Data excerpt:
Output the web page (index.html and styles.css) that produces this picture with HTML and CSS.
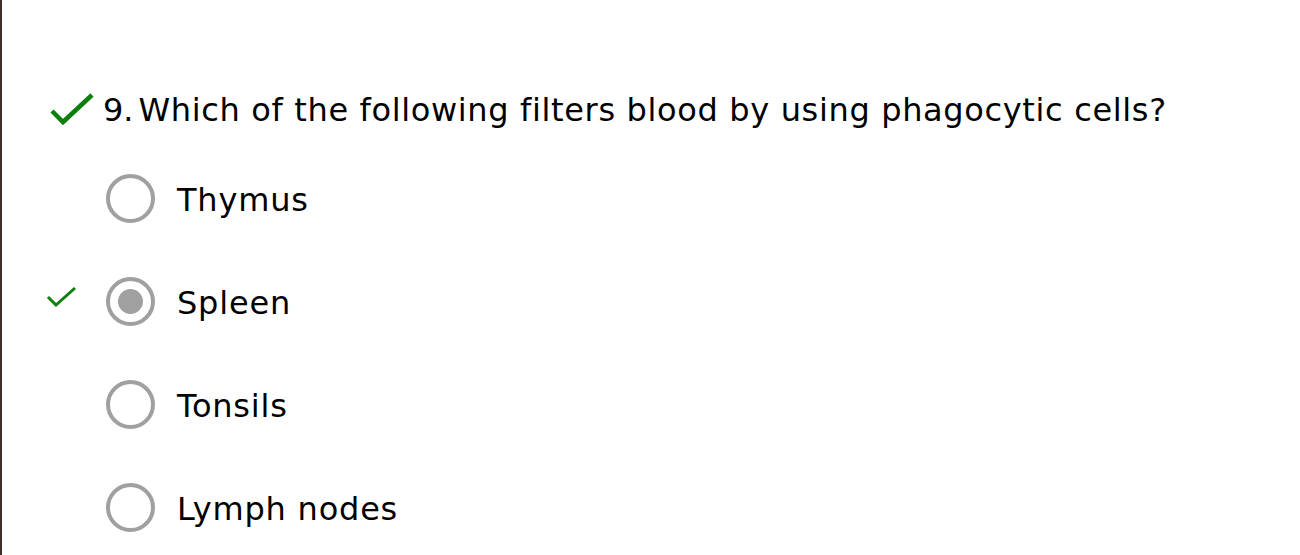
FILE: index.html
```html
<!DOCTYPE html>
<html>
<head>
<meta charset="utf-8">
<link rel="stylesheet" href="styles.css">
</head>
<body>
<div class="page">
  <div class="question">
    <svg class="big-check" width="48" height="36" viewBox="0 0 48 36"><path d="M4 20 L15 31 L44 4" fill="none" stroke="#0c7f0c" stroke-width="4.5"/></svg>
    <span class="qnum">9.</span>
    <span class="qtext">Which of the following filters blood by using phagocytic cells?</span>
  </div>
  <ul class="options">
    <li class="option">
      <span class="mark"></span>
      <span class="radio"></span>
      <span class="label">Thymus</span>
    </li>
    <li class="option">
      <span class="mark"><svg width="32" height="24" viewBox="0 0 32 24"><path d="M2 12 L10 20 L29 3" fill="none" stroke="#0c7f0c" stroke-width="3"/></svg></span>
      <span class="radio checked"></span>
      <span class="label">Spleen</span>
    </li>
    <li class="option">
      <span class="mark"></span>
      <span class="radio"></span>
      <span class="label">Tonsils</span>
    </li>
    <li class="option">
      <span class="mark"></span>
      <span class="radio"></span>
      <span class="label">Lymph nodes</span>
    </li>
  </ul>
</div>
</body>
</html>
```
FILE: styles.css
```css
html, body {
  margin: 0;
  padding: 0;
  background: #fff;
}
body {
  font-family: "DejaVu Sans", Verdana, sans-serif;
  color: #000;
  font-variant-ligatures: none;
}
.page {
  border-left: 2px solid #3b2f28;
  height: 555px;
  box-sizing: border-box;
  padding-top: 88px;
}
.question {
  display: flex;
  align-items: center;
  height: 44px;
  padding-left: 46px;
}
.big-check {
  margin-right: 7px;
  margin-top: -2px;
}
.qnum {
  font-size: 32px;
  margin-right: 5px;
}
.qtext {
  font-size: 32px;
  letter-spacing: 0.65px;
}
.options {
  list-style: none;
  margin: 0;
  padding: 0;
  padding-top: 42px;
  display: flex;
  flex-direction: column;
  gap: 54px;
}
.option {
  display: flex;
  align-items: center;
  height: 49px;
}
.mark {
  width: 104px;
  padding-left: 44px;
  box-sizing: border-box;
  display: flex;
  align-items: center;
  margin-top: -9px;
}
.radio {
  width: 49px;
  height: 49px;
  border: 4px solid #a0a0a0;
  border-radius: 50%;
  box-sizing: border-box;
  display: flex;
  align-items: center;
  justify-content: center;
}
.radio.checked::after {
  content: "";
  width: 25px;
  height: 25px;
  border-radius: 50%;
  background: #a0a0a0;
}
.label {
  font-size: 32px;
  letter-spacing: 0.8px;
  margin-left: 22px;
  padding-top: 3px;
}
```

Challenge: Do not include the images; transcribe the rest of the listing exactly.

Exercise output:
Output the web page (index.html and styles.css) that produces this picture with HTML and CSS.
FILE: index.html
```html
<!DOCTYPE html>
<html>
<head>
<meta charset="utf-8">
<link rel="stylesheet" href="styles.css">
</head>
<body>
<div class="page">
  <div class="question">
    <svg class="big-check" width="48" height="36" viewBox="0 0 48 36"><path d="M4 20 L15 31 L44 4" fill="none" stroke="#0c7f0c" stroke-width="4.5"/></svg>
    <span class="qnum">9.</span>
    <span class="qtext">Which of the following filters blood by using phagocytic cells?</span>
  </div>
  <ul class="options">
    <li class="option">
      <span class="mark"></span>
      <span class="radio"></span>
      <span class="label">Thymus</span>
    </li>
    <li class="option">
      <span class="mark"><svg width="32" height="24" viewBox="0 0 32 24"><path d="M2 12 L10 20 L29 3" fill="none" stroke="#0c7f0c" stroke-width="3"/></svg></span>
      <span class="radio checked"></span>
      <span class="label">Spleen</span>
    </li>
    <li class="option">
      <span class="mark"></span>
      <span class="radio"></span>
      <span class="label">Tonsils</span>
    </li>
    <li class="option">
      <span class="mark"></span>
      <span class="radio"></span>
      <span class="label">Lymph nodes</span>
    </li>
  </ul>
</div>
</body>
</html>
```
FILE: styles.css
```css
html, body {
  margin: 0;
  padding: 0;
  background: #fff;
}
body {
  font-family: "DejaVu Sans", Verdana, sans-serif;
  color: #000;
  font-variant-ligatures: none;
}
.page {
  border-left: 2px solid #3b2f28;
  height: 555px;
  box-sizing: border-box;
  padding-top: 88px;
}
.question {
  display: flex;
  align-items: center;
  height: 44px;
  padding-left: 46px;
}
.big-check {
  margin-right: 7px;
  margin-top: -2px;
}
.qnum {
  font-size: 32px;
  margin-right: 5px;
}
.qtext {
  font-size: 32px;
  letter-spacing: 0.65px;
}
.options {
  list-style: none;
  margin: 0;
  padding: 0;
  padding-top: 42px;
  display: flex;
  flex-direction: column;
  gap: 54px;
}
.option {
  display: flex;
  align-items: center;
  height: 49px;
}
.mark {
  width: 104px;
  padding-left: 44px;
  box-sizing: border-box;
  display: flex;
  align-items: center;
  margin-top: -9px;
}
.radio {
  width: 49px;
  height: 49px;
  border: 4px solid #a0a0a0;
  border-radius: 50%;
  box-sizing: border-box;
  display: flex;
  align-items: center;
  justify-content: center;
}
.radio.checked::after {
  content: "";
  width: 25px;
  height: 25px;
  border-radius: 50%;
  background: #a0a0a0;
}
.label {
  font-size: 32px;
  letter-spacing: 0.8px;
  margin-left: 22px;
  padding-top: 3px;
}
```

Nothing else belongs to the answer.